INPUT: 3 grayscale 8 bit images

OUTPUT: 1 HDR radiance map (single precision)

So, to compute the HDR image I use the Devebec algorithm

This algorithm outputs the radiance map computed from the 3 (or more) input photos. Every pixel value represent the relative illuminance (irradiance actually) of the corresponding point in the scene. I can then calculate the dynamic range simply by using the max and min pixel value from this matrix:

stops = log2(max) - log2(min);

It's not important that the irradiance values are not the absolute one, because we are computing a range:

absolute_value = scale_factor + relative_value

range = absolute_max - absolute_min = (relative_max + scale_factor) - (relative_min + scale_factor) = relative_max - relative_min

To blend the images the algorithm need to recover the camera response function. This function relate the pixel values to the relative illuminance of the scene.

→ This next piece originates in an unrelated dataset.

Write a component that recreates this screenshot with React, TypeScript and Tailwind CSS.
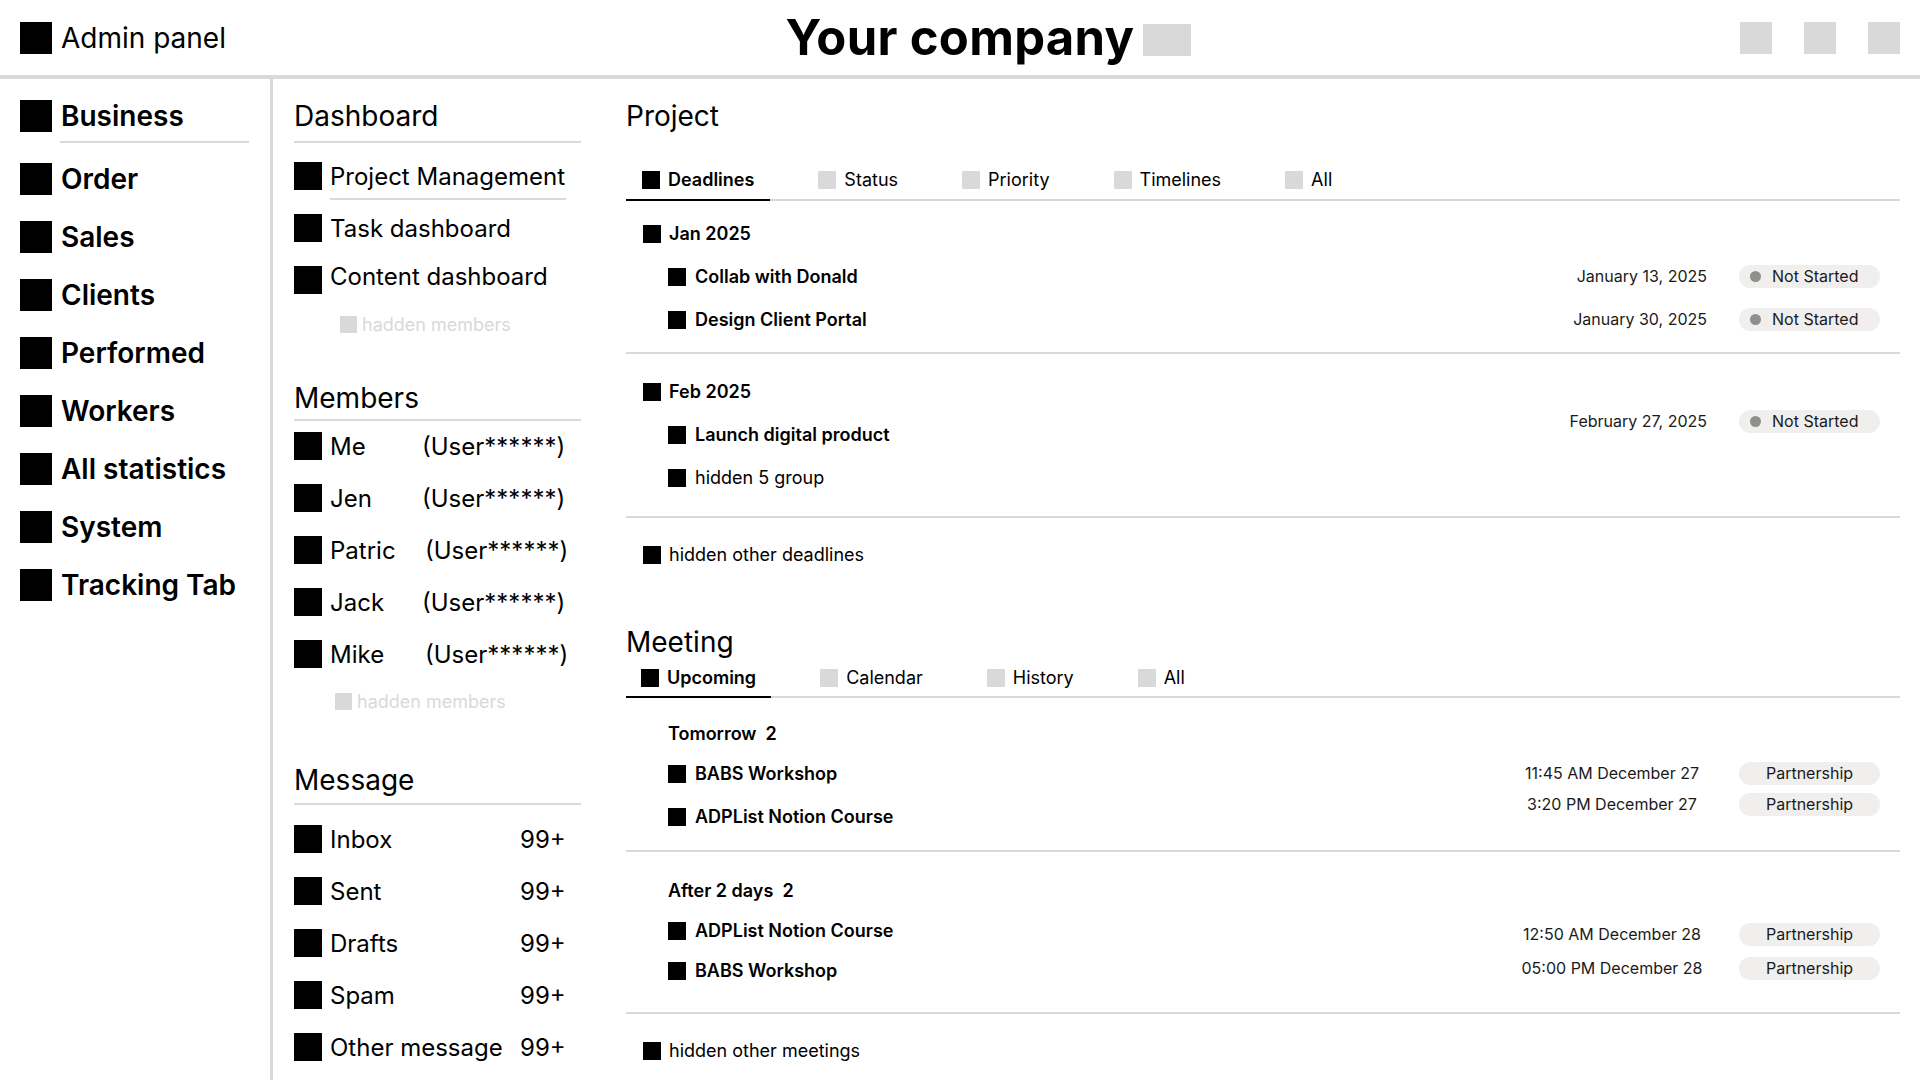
import React from "react";

const Sq = ({ c = "w-[18px] h-[18px] bg-black" }: { c?: string }) => <div className={"shrink-0 " + c} />;

const NotStarted = () => (
  <div className="flex items-center h-[23px] w-[141px] rounded-full bg-[#f0efee] pl-[11px] gap-[11px] text-[16px] leading-[23px] text-[#1a1a1a]">
    <div className="w-[11px] h-[11px] rounded-full bg-[#8f8f8d]" />
    <span>Not Started</span>
  </div>
);

const Partnership = () => (
  <div className="flex items-center justify-center h-[23px] w-[141px] rounded-full bg-[#f0efee] text-[16px] leading-[23px] text-[#1a1a1a]">
    Partnership
  </div>
);

const DateRow = ({ date }: { date: string }) => (
  <div className="flex items-center h-[23px]">
    <div className="w-[200px] text-right text-[16px] leading-[23px] text-[#1a1a1a]">{date}</div>
    <div className="ml-[32px]">
      <NotStarted />
    </div>
  </div>
);

const TimeRow = ({ time }: { time: string }) => (
  <div className="flex items-center h-[23px]">
    <div className="w-[200px] text-center text-[16px] leading-[23px] text-[#1a1a1a]">{time}</div>
    <div className="ml-[27px]">
      <Partnership />
    </div>
  </div>
);

const SubItem = ({ label, bold = true, className = "" }: { label: string; bold?: boolean; className?: string }) => (
  <div className={"flex items-center gap-[9px] h-[23px] pl-[42px] " + className}>
    <Sq />
    <span className={"text-[18px] leading-[22px] " + (bold ? "font-semibold" : "font-normal")}>{label}</span>
  </div>
);

const Tab = ({ label, active, px }: { label: string; active?: boolean; px: string }) => (
  <div className={"relative flex items-center gap-2 h-full " + px}>
    <Sq c={active ? "w-[18px] h-[18px] bg-black" : "w-[18px] h-[18px] bg-[#d9d9d9]"} />
    <span className={"text-[18px] leading-[22px] " + (active ? "font-semibold" : "font-normal")}>{label}</span>
    {active && <div className="absolute left-0 right-0 -bottom-[2px] h-[2px] bg-black" />}
  </div>
);

const sideItems = ["Order", "Sales", "Clients", "Performed", "Workers", "All statistics", "System", "Tracking Tab"];

const members: { n: string; w: string }[] = [
  { n: "Me", w: "w-[92px]" },
  { n: "Jen", w: "w-[92px]" },
  { n: "Patric", w: "w-[95px]" },
  { n: "Jack", w: "w-[92px]" },
  { n: "Mike", w: "w-[95px]" },
];

const messages = ["Inbox", "Sent", "Drafts", "Spam", "Other message"];

export default function App() {
  return (
    <div className="w-[1920px] h-[1080px] overflow-hidden bg-white text-black font-['Inter','Noto_Sans',sans-serif]">
      {/* Header */}
      <header className="h-[79px] border-b-4 border-[#d9d9d9] grid grid-cols-[1fr_auto_1fr] items-center px-5">
        <div className="flex items-center gap-[9px]">
          <Sq c="w-8 h-8 bg-black" />
          <span className="text-[28px] leading-[34px]">Admin panel</span>
        </div>
        <div className="relative">
          <h1 className="text-[49px] font-bold leading-[58px] tracking-[0.3px]">Your company</h1>
          <div className="absolute left-full top-1/2 -translate-y-1/2 mt-[2px] ml-[9px] w-12 h-8 bg-[#d9d9d9]" />
        </div>
        <div className="flex justify-end gap-8">
          <Sq c="w-8 h-8 bg-[#d9d9d9]" />
          <Sq c="w-8 h-8 bg-[#d9d9d9]" />
          <Sq c="w-8 h-8 bg-[#d9d9d9]" />
        </div>
      </header>

      <div className="flex h-[1001px]">
        {/* Sidebar */}
        <aside className="w-[273px] shrink-0 border-r-[3px] border-[#d9d9d9] pl-5 pt-[21px]">
          <div className="flex items-center gap-[9px] h-8">
            <Sq c="w-8 h-8 bg-black" />
            <span className="text-[28px] font-semibold leading-[34px]">Business</span>
          </div>
          <div className="ml-[40px] mt-[9px] h-[2px] w-[189px] bg-[#d9d9d9]" />
          {sideItems.map((s, i) => (
            <div key={s} className={"flex items-center gap-[9px] h-8 " + (i === 0 ? "mt-[20px]" : "mt-[26px]")}>
              <Sq c="w-8 h-8 bg-black" />
              <span className="text-[28px] font-semibold leading-[34px]">{s}</span>
            </div>
          ))}
        </aside>

        {/* Dashboard column */}
        <section className="w-[353px] shrink-0 pl-[21px] pr-[45px] pt-[20px]">
          <h2 className="text-[28px] leading-[34px]">Dashboard</h2>
          <div className="mt-[8px] h-[2px] bg-[#d9d9d9]" />
          <div className="mt-[19px] flex items-center gap-2 h-7">
            <Sq c="w-7 h-7 bg-black" />
            <span className="text-[24px] leading-[29px]">Project Management</span>
          </div>
          <div className="ml-[36px] mt-[8px] w-[236px] h-[2px] bg-[#d9d9d9]" />
          <div className="mt-[14px] flex items-center gap-2 h-7">
            <Sq c="w-7 h-7 bg-black" />
            <span className="text-[24px] leading-[29px]">Task dashboard</span>
          </div>
          <div className="mt-[24px] flex items-center gap-2 h-7">
            <Sq c="w-7 h-7 bg-black" />
            <span className="text-[24px] leading-[29px] pb-[7px]">Content dashboard</span>
          </div>
          <div className="mt-[22px] pl-[46px] flex items-center gap-[5px] h-[17px]">
            <Sq c="w-[17px] h-[17px] bg-[#d9d9d9]" />
            <span className="text-[18px] leading-[22px] text-[#d9d9d9]">hadden members</span>
          </div>

          <h2 className="mt-[48px] text-[28px] leading-[34px]">Members</h2>
          <div className="mt-[4px] h-[2px] bg-[#d9d9d9]" />
          {members.map((m, i) => (
            <div key={m.n} className={"flex items-center h-7 " + (i === 0 ? "mt-[11px]" : "mt-6")}>
              <Sq c="w-7 h-7 bg-black" />
              <span className={"ml-2 text-[24px] leading-[29px] " + m.w}>{m.n}</span>
              <span className="text-[24px] leading-[29px]">(User******)</span>
            </div>
          ))}
          <div className="mt-[25px] pl-[41px] flex items-center gap-[5px] h-[17px]">
            <Sq c="w-[17px] h-[17px] bg-[#d9d9d9]" />
            <span className="text-[18px] leading-[22px] text-[#d9d9d9]">hadden members</span>
          </div>

          <h2 className="mt-[53px] text-[28px] leading-[34px]">Message</h2>
          <div className="mt-[6px] h-[2px] bg-[#d9d9d9]" />
          {messages.map((m, i) => (
            <div key={m} className={"flex items-center h-7 " + (i === 0 ? "mt-[20px]" : "mt-6")}>
              <Sq c="w-7 h-7 bg-black" />
              <span className="ml-2 w-[190px] text-[24px] leading-[29px]">{m}</span>
              <span className="text-[24px] leading-[29px]">99+</span>
            </div>
          ))}
        </section>

        {/* Main */}
        <main className="flex-1 pr-5 pt-[20px]">
          <h2 className="text-[28px] leading-[34px]">Project</h2>
          <div className="mt-[28px] h-[40px] flex gap-8 border-b-2 border-[#d9d9d9]">
            <Tab label="Deadlines" active px="px-4" />
            <Tab label="Status" px="px-4" />
            <Tab label="Priority" px="px-4" />
            <Tab label="Timelines" px="px-4" />
            <Tab label="All" px="px-4" />
          </div>

          {/* Jan */}
          <div className="mt-[21px] flex justify-between">
            <div className="flex flex-col gap-5">
              <div className="flex items-center gap-2 h-[23px] pl-[17px]">
                <Sq />
                <span className="text-[18px] leading-[22px] font-semibold">Jan 2025</span>
              </div>
              <SubItem label="Collab with Donald" />
              <SubItem label="Design Client Portal" />
            </div>
            <div className="flex flex-col gap-5 pt-[43px] mr-5">
              <DateRow date="January 13, 2025" />
              <DateRow date="January 30, 2025" />
            </div>
          </div>
          <div className="mt-[21px] h-[2px] bg-[#d9d9d9]" />

          {/* Feb */}
          <div className="mt-[26px] flex justify-between">
            <div className="flex flex-col gap-5">
              <div className="flex items-center gap-2 h-[23px] pl-[17px]">
                <Sq />
                <span className="text-[18px] leading-[22px] font-semibold">Feb 2025</span>
              </div>
              <SubItem label="Launch digital product" />
              <SubItem label="hidden 5 group" bold={false} />
            </div>
            <div className="flex flex-col pt-[30px] mr-5">
              <DateRow date="February 27, 2025" />
            </div>
          </div>
          <div className="mt-[27px] h-[2px] bg-[#d9d9d9]" />

          <div className="mt-[25px] flex items-center gap-2 h-[23px] pl-[17px]">
            <Sq />
            <span className="text-[18px] leading-[22px]">hidden other deadlines</span>
          </div>

          {/* Meeting */}
          <h2 className="mt-[59px] text-[28px] leading-[34px]">Meeting</h2>
          <div className="mt-[1px] h-[38px] flex gap-[34px] border-b-2 border-[#d9d9d9]">
            <Tab label="Upcoming" active px="px-[15px]" />
            <Tab label="Calendar" px="px-[15px]" />
            <Tab label="History" px="px-[15px]" />
            <Tab label="All" px="px-[15px]" />
          </div>

          <div className="mt-[24px] flex justify-between">
            <div className="flex flex-col">
              <div className="flex items-center h-[23px] pl-[42px]">
                <span className="text-[18px] leading-[22px] font-semibold whitespace-pre">Tomorrow  2</span>
              </div>
              <SubItem label="BABS Workshop" className="mt-[17px]" />
              <SubItem label="ADPList Notion Course" className="mt-5" />
            </div>
            <div className="flex flex-col gap-[8px] pt-[40px] mr-5">
              <TimeRow time="11:45 AM December 27" />
              <TimeRow time="3:20 PM December 27" />
            </div>
          </div>
          <div className="mt-[22px] h-[2px] bg-[#d9d9d9]" />

          <div className="mt-[27px] flex justify-between">
            <div className="flex flex-col gap-[17px]">
              <div className="flex items-center h-[23px] pl-[42px]">
                <span className="text-[18px] leading-[22px] font-semibold whitespace-pre">After 2 days  2</span>
              </div>
              <SubItem label="ADPList Notion Course" />
              <SubItem label="BABS Workshop" />
            </div>
            <div className="flex flex-col gap-[11px] pt-[44px] mr-5">
              <TimeRow time="12:50 AM December 28" />
              <TimeRow time="05:00 PM December 28" />
            </div>
          </div>
          <div className="mt-[30px] h-[2px] bg-[#d9d9d9]" />

          <div className="mt-[25px] flex items-center gap-2 h-[23px] pl-[17px]">
            <Sq />
            <span className="text-[18px] leading-[22px]">hidden other meetings</span>
          </div>
        </main>
      </div>
    </div>
  );
}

This means that once I have the camera response curve, and the maximum and minimum pixel value in the original image (in this case 0 and 255) I can retrieve the relative irradiance values of the original image too:

exp(g(255)-ln⁡(dt) ) = E_max
exp(g(0)-ln⁡(dt) ) = E_min

where

g = inverse of camera response function (calculated by the script)
dt = shutter speed used on the original image

I can then compute the actual dynamic range of the original image and compare it to the HDR image dynamic range.

Yet, seems like some images lose DR when blended together. So I'm a little confused. For example, these images once blended have narrower DR than before.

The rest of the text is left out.